We celebrate the tribalism of this tournament

It all comes from a place of affection, right? 

Every year the Six Nations opens up a Pandora’s Box of sledging and stereotypes. And to be honest, at times it feels like the fuel for this old tournament. 

Related: How to watch the Six Nations wherever you are

Yes, we can look at the Six Nations Table – or even historic results going back through every result since it’s been six, or beyond that to previous iterations of the championship – for a sense of worth. But that is a fragile thing in itself, and then we introduce the slings and arrows. 

There’s a reason why that ‘cancelled’ promo for the event from a few years back, when fans from all over highlight England as the team they want to take down, resurfaces every year. There’s a reason why certain songs get sung. There’s a reason why we all take part in the collective masochism of picking Six Nations fantasy teams or trawling message boards, go looking for the replies under team selection graphics, or talk to any other human beings at work. 

There’s something beautiful about the sports-loving subsection of our species knowing something is going to make us wince, and doing it anyway. That’s the Six Nations, baby. 

And for all the silliness – and we know it’s silly – we get wrapped up in it. 

Read more: England Six Nations squad

Look at the reaction anywhere online to the perennial straw man of “Scotland think they will win a Grand Slam.” Of course no Scot you actually know has said this out loud. Good luck finding a presser when a player has said this will surely happen this year. But the fact we are all talking about it – silly, silly us – is inevitable. 

Of course any team you put in front of a camera and ask, ‘Can you win?’ is going to say yes, yes we can. Which fool is saying to the world and their own team, ‘No chance here lads. We’re just lucky to be invited back’?

Related: Six Nations fixtures

Beautiful agony of supporting Six Nations rugby

But the ‘A’ word… It’s the deadliest weapon for fans and pundits at this time of year. Impossible to prove and endlessly appealing to throw around. Your lot are arrogant, we say, safe in the knowledge that we alone are the doomsayers and worried all the time about our chances. 

Now, in playing terms, there will inevitably be tensions and drivers we cannot guess at. The slight by one of the opposition or their mates some time ago, that gets amplified massively ahead of a Test run-in. Traditional rivalries. Perceptions not exactly shot down ahead of games.

If, for example, you are one of the far superior teams in the competition, who on paper have all the playing resources and heft of recent history to favour you handily dispatching your next opponent, you still need to get in the right headspace to go and teach them a lesson. Amongst all the actual rugby stuff, the straw man of them getting big for their boots will help a little, you’d hazard. 

Related: Why is Owen Farrell not playing for England in the Six Nations?

On the other side of that coin, it’s why the results that go against form and logic hit so hard. You lot refuse to talk about us with any depth of knowledge and we beat you at home with these lads you can’t name? Double win. And everyone else buzzes off it. 

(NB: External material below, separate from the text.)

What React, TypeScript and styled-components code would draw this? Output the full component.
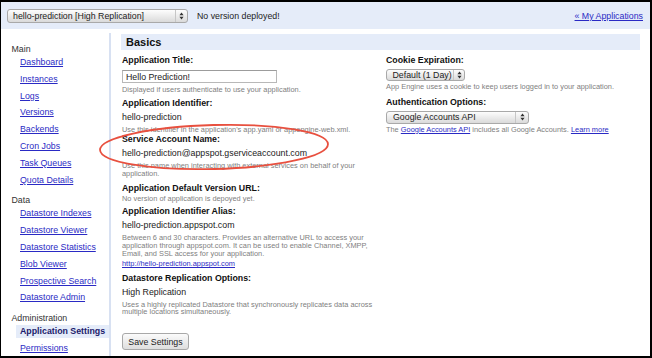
import styled, { createGlobalStyle } from "styled-components"

const GlobalStyle = createGlobalStyle`
  body {
    margin: 0;
    background: #fff;
    font-family: "Liberation Sans", Arial, sans-serif;
  }
`

const LINK = "#2a2ac4"

const Frame = styled.div`
  position: relative;
  box-sizing: border-box;
  width: 652px;
  height: 358px;
  border: 2px solid #000;
  border-left-width: 1px;
  overflow: hidden;
  color: #222;
`

const TopBar = styled.div`
  height: 27px;
  background: #e5ecf9;
  display: flex;
  align-items: center;
  padding: 0 7px 0 6px;
  font-size: 8.8px;
`

const SelectBox = styled.div<{ $width: number; $height: number }>`
  box-sizing: border-box;
  width: ${p => p.$width}px;
  height: ${p => p.$height}px;
  display: flex;
  align-items: center;
  border: 1px solid #a9a9a9;
  border-radius: 3px;
  background: linear-gradient(#fdfdfd, #dadada);
  font-size: 8.8px;
  color: #222;
`

const SelectText = styled.span<{ $pad: number }>`
  flex: 1;
  padding-left: ${p => p.$pad}px;
  white-space: nowrap;
  overflow: hidden;
`

const SelectArrow = styled.span<{ $w: number }>`
  width: ${p => p.$w}px;
  align-self: stretch;
  border-left: 1px solid #c6c6c6;
  display: flex;
  align-items: center;
  justify-content: center;
`

const FieldSelect = styled(SelectBox)`
  margin-top: 2.6px;
`

const NoVersion = styled.span`
  margin-left: 9px;
`

const MyApps = styled.a`
  margin-left: auto;
  color: ${LINK};
  text-decoration: underline;
`

const Body = styled.div`
  display: flex;
  margin-top: 4px;
  height: 323px;
`

const Sidebar = styled.div`
  flex-shrink: 0;
  width: 108px;
  border-right: 2px solid #d8e1f2;
  padding-top: 11px;
  font-size: 8.8px;
`

const NavSection = styled.div`
  & + & {
    margin-top: 7px;
  }
`

const NavTitle = styled.div`
  line-height: 10px;
  padding-left: 10.5px;
  color: #333;
`

const NavLink = styled.a<{ $active?: boolean }>`
  display: block;
  line-height: 16.8px;
  padding-left: 19px;
  color: ${LINK};
  text-decoration: underline;
  white-space: nowrap;

  ${p =>
    p.$active &&
    `
    line-height: 13px;
    margin: 2px 0 2px 15px;
    padding-left: 4px;
    background: #e5ecf9;
    font-weight: bold;
    color: #1b1b6b;
    text-decoration: none;
  `}
`

const Main = styled.div`
  flex: 1;
  padding: 1px 10px 0 10px;
`

const Header = styled.div`
  height: 16px;
  line-height: 16px;
  background: #e5ecf9;
  padding-left: 5px;
  font-size: 11px;
  font-weight: bold;
  color: #111;
`

const Columns = styled.div`
  display: grid;
  grid-template-columns: 264px 1fr;
  margin-top: 5.2px;
  padding-left: 1px;
`

const Column = styled.div`
  display: flex;
  flex-direction: column;
  align-items: flex-start;
`

const Field = styled.div<{ $gap?: number }>`
  margin-top: ${p => p.$gap ?? 0}px;
`

const Label = styled.div`
  font-size: 8.8px;
  line-height: 11px;
  font-weight: bold;
  color: #111;
`

const Value = styled.div`
  font-size: 8.8px;
  line-height: 11px;
  margin-top: 3px;
  color: #222;
`

const Help = styled.div`
  font-size: 7.4px;
  line-height: 7.7px;
  margin-top: 3px;
  color: #808080;
  white-space: nowrap;

  ${Label} + & {
    margin-top: 1px;
  }
  ${FieldSelect} + & {
    margin-top: 1.9px;
  }
`

const HelpLink = styled.a`
  display: block;
  font-size: 7.4px;
  line-height: 7.7px;
  margin-top: 2.8px;
  color: ${LINK};
  text-decoration: underline;
`

const InlineLink = styled.a`
  color: ${LINK};
  text-decoration: underline;
`

const TextInput = styled.input`
  box-sizing: border-box;
  display: block;
  width: 155px;
  height: 13.3px;
  margin: 4px 0 0;
  padding: 0 0 0 3px;
  border: 1px solid #b8b8b8;
  border-top-color: #9c9c9c;
  font: 8.8px "Liberation Sans", Arial, sans-serif;
  color: #222;
  background: #fff;
  outline: none;
`

const SaveButton = styled.button`
  box-sizing: border-box;
  width: 67px;
  height: 17px;
  margin-top: 17px;
  padding: 0;
  border: 1px solid #a8a8a8;
  border-radius: 3px;
  background: linear-gradient(#fbfbfb, #dedede);
  font: 8.8px "Liberation Sans", Arial, sans-serif;
  color: #222;
`

const Annotation = styled.svg`
  position: absolute;
  left: 0;
  top: 0;
  pointer-events: none;
`

function UpDown() {
  return (
    <svg width="5" height="8" viewBox="0 0 5 8">
      <path d="M0.4 3.3 L2.5 0.4 L4.6 3.3 Z M0.4 4.7 L2.5 7.6 L4.6 4.7 Z" fill="#333" />
    </svg>
  )
}

const mainLinks = ["Dashboard", "Instances", "Logs", "Versions", "Backends", "Cron Jobs", "Task Queues", "Quota Details"]
const dataLinks = ["Datastore Indexes", "Datastore Viewer", "Datastore Statistics", "Blob Viewer", "Prospective Search", "Datastore Admin"]

export default function App() {
  return (
    <Frame>
      <GlobalStyle />
      <TopBar>
        <SelectBox $width={181} $height={14}>
          <SelectText $pad={5}>hello-prediction [High Replication]</SelectText>
          <SelectArrow $w={11}><UpDown /></SelectArrow>
        </SelectBox>
        <NoVersion>No version deployed!</NoVersion>
        <MyApps>« My Applications</MyApps>
      </TopBar>
      <Body>
        <Sidebar>
          <NavSection>
            <NavTitle>Main</NavTitle>
            {mainLinks.map(l => <NavLink key={l}>{l}</NavLink>)}
          </NavSection>
          <NavSection>
            <NavTitle>Data</NavTitle>
            {dataLinks.map(l => <NavLink key={l}>{l}</NavLink>)}
          </NavSection>
          <NavSection>
            <NavTitle>Administration</NavTitle>
            <NavLink $active>Application Settings</NavLink>
            <NavLink>Permissions</NavLink>
          </NavSection>
        </Sidebar>
        <Main>
          <Header>Basics</Header>
          <Columns>
            <Column>
              <Field>
                <Label>Application Title:</Label>
                <TextInput value="Hello Prediction!" readOnly />
                <Help>Displayed if users authenticate to use your application.</Help>
              </Field>
              <Field $gap={3.6}>
                <Label>Application Identifier:</Label>
                <Value>hello-prediction</Value>
                <Help>Use this identifier in the application's app.yaml or appengine-web.xml.</Help>
              </Field>
              <Field $gap={1}>
                <Label>Service Account Name:</Label>
                <Value>hello-prediction@appspot.gserviceaccount.com</Value>
                <Help>
                  Use this name when interacting with external services on behalf of your
                  <br />
                  application.
                </Help>
              </Field>
              <Field $gap={5.6}>
                <Label>Application Default Version URL:</Label>
                <Help>No version of application is depoyed yet.</Help>
              </Field>
              <Field $gap={3.3}>
                <Label>Application Identifier Alias:</Label>
                <Value>hello-prediction.appspot.com</Value>
                <Help>
                  Between 6 and 30 characters. Provides an alternative URL to access your
                  <br />
                  application through appspot.com. It can be used to enable Channel, XMPP,
                  <br />
                  Email, and SSL access for your application.
                </Help>
                <HelpLink>http://hello-prediction.appspot.com</HelpLink>
              </Field>
              <Field $gap={4.6}>
                <Label>Datastore Replication Options:</Label>
                <Value>High Replication</Value>
                <Help>
                  Uses a highly replicated Datastore that synchronously replicates data across
                  <br />
                  multiple locations simultaneously.
                </Help>
              </Field>
              <SaveButton>Save Settings</SaveButton>
            </Column>
            <Column>
              <Field>
                <Label>Cookie Expiration:</Label>
                <FieldSelect $width={79} $height={12.5}>
                  <SelectText $pad={5.5}>Default (1 Day)</SelectText>
                  <SelectArrow $w={10}><UpDown /></SelectArrow>
                </FieldSelect>
                <Help>App Engine uses a cookie to keep users logged in to your application.</Help>
              </Field>
              <Field $gap={6.1}>
                <Label>Authentication Options:</Label>
                <FieldSelect $width={143} $height={13.3}>
                  <SelectText $pad={6}>Google Accounts API</SelectText>
                  <SelectArrow $w={12}><UpDown /></SelectArrow>
                </FieldSelect>
                <Help>
                  The <InlineLink>Google Accounts API</InlineLink> includes all Google Accounts.{" "}
                  <InlineLink>Learn more</InlineLink>
                </Help>
              </Field>
            </Column>
          </Columns>
        </Main>
      </Body>
      <Annotation width="650" height="354" viewBox="0 0 650 354">
        <ellipse
          cx="213"
          cy="145"
          rx="114"
          ry="22"
          transform="rotate(-1.5 213 145)"
          fill="none"
          stroke="#e8503f"
          strokeWidth="1.8"
        />
      </Annotation>
    </Frame>
  )
}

There has to be a German word for that feeling of happiness you get from watching one team you don’t support getting an unexpected result over another team you don’t support…

And afterwards, in pubs, online, and at the water cooler, we’ll all rib each other. But we’re drawn together to talk about it. Hell, we seek each other out to do so. Just remember not to cross the line. 

So whatever is winding you up in the public sphere ahead of the next round of strapping in for supporting Six Nations sides, embrace it. Life would be dull as hell if we all agreed and we didn’t have you lot up next, you arrogant so-and-sos…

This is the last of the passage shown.